Overall, the red wine data-set was an interesting one to work with. Going in with little knowledge of the variables and their impact on wine taste, the EDA process was a bit more difficult than predicted. Most notably, it was easy to get lost in looking for cross interactions without a clear understanding of what variables influenced each other. I frequently had to take a step back in order to prioritize which pieces to explore. However, I did find that R was very pleasant to work with for EDA (likely a bit more so since the data had been cleaned previously). Visualizations were much easier to construct and manipulate once a direction was targeted.
From there, and from reading the text file on the data, it was easier to identify volatile acidity as a major factor in wine quality; surprisingly much more so than total sulfur dioxide. In addition, alcohol content also seemed to be a larger factor than expected. Higher quality wines tended to have a higher alcohol content which was unintuitive to me as in general, alcohol with a higher ABV tend to be less widely drinkable. Along with this thinking, I expected wines with higher amounts of citric acid to be more drinkable and thus to have a higher positive correlation with quality than was seen.

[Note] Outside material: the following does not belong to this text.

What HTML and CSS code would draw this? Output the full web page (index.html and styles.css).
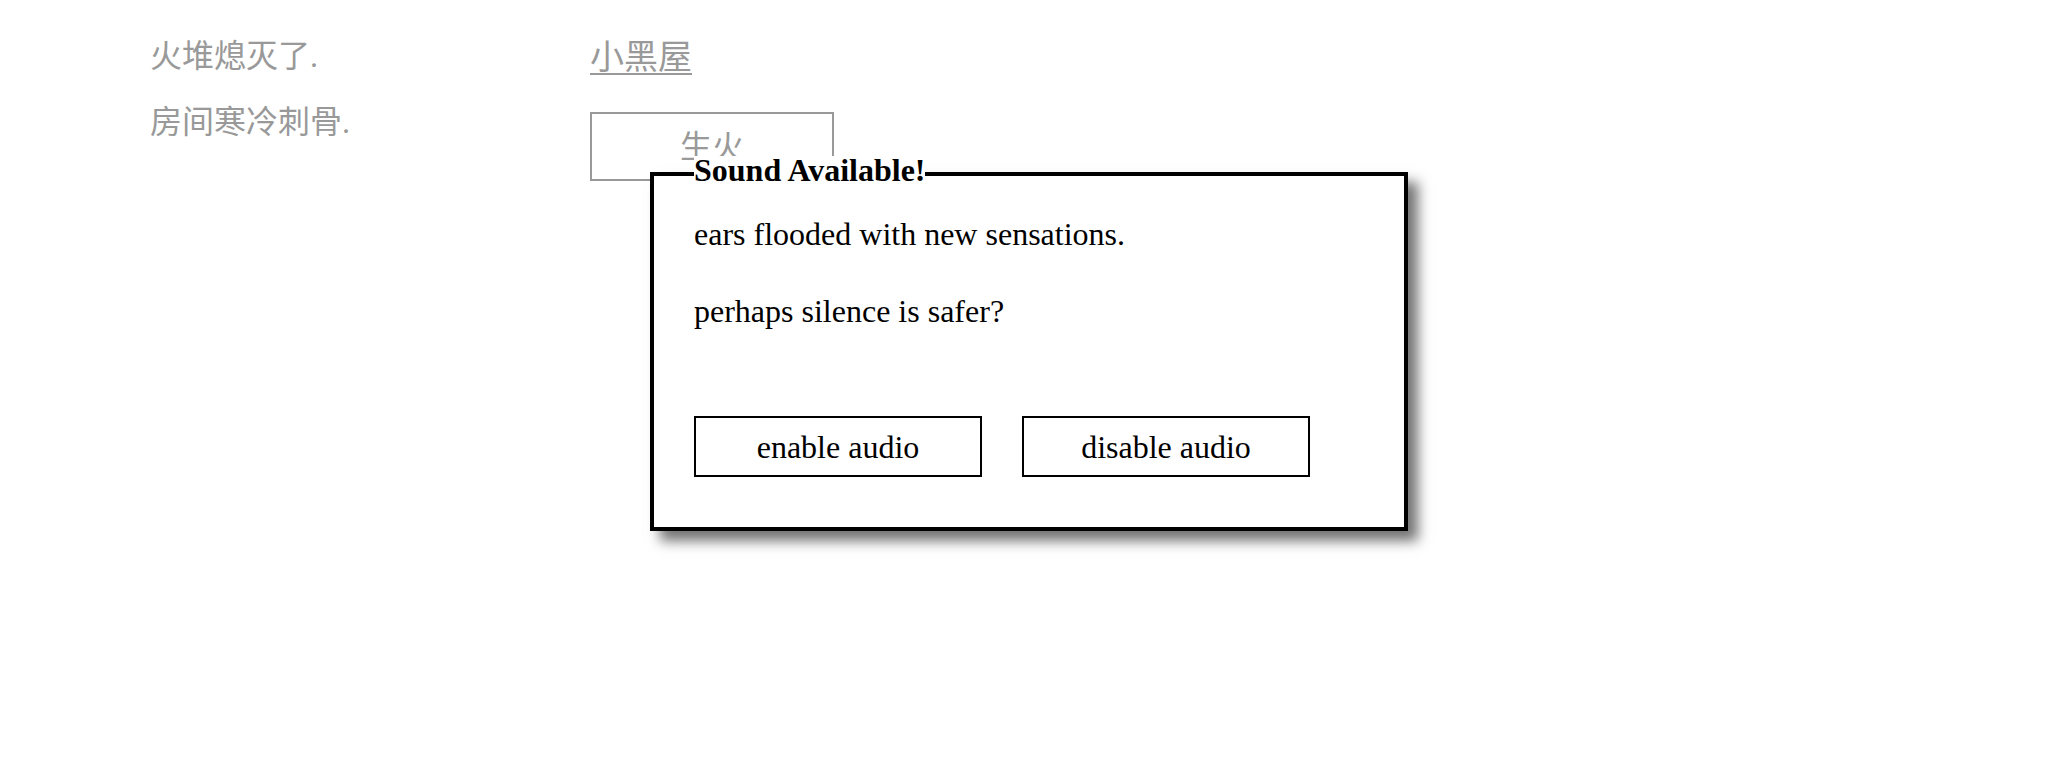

Other factors like density and pH were harder to understand as they tended to have more cross interaction with variables. From the limited data points and information provided on the quality ratings, it’s hard to conceptualize what factor the experts were attuning to. For further exploration, it would be great to have additional data on wines with ratings across the spectrum as well as background knowledge on the experts’ rubric. With additional time, it would also be of interest to group the data by quality ratings for exploration as well as cut a few of the variables a bit differently in order to understand the difference between high, moderate, and low levels of key factors.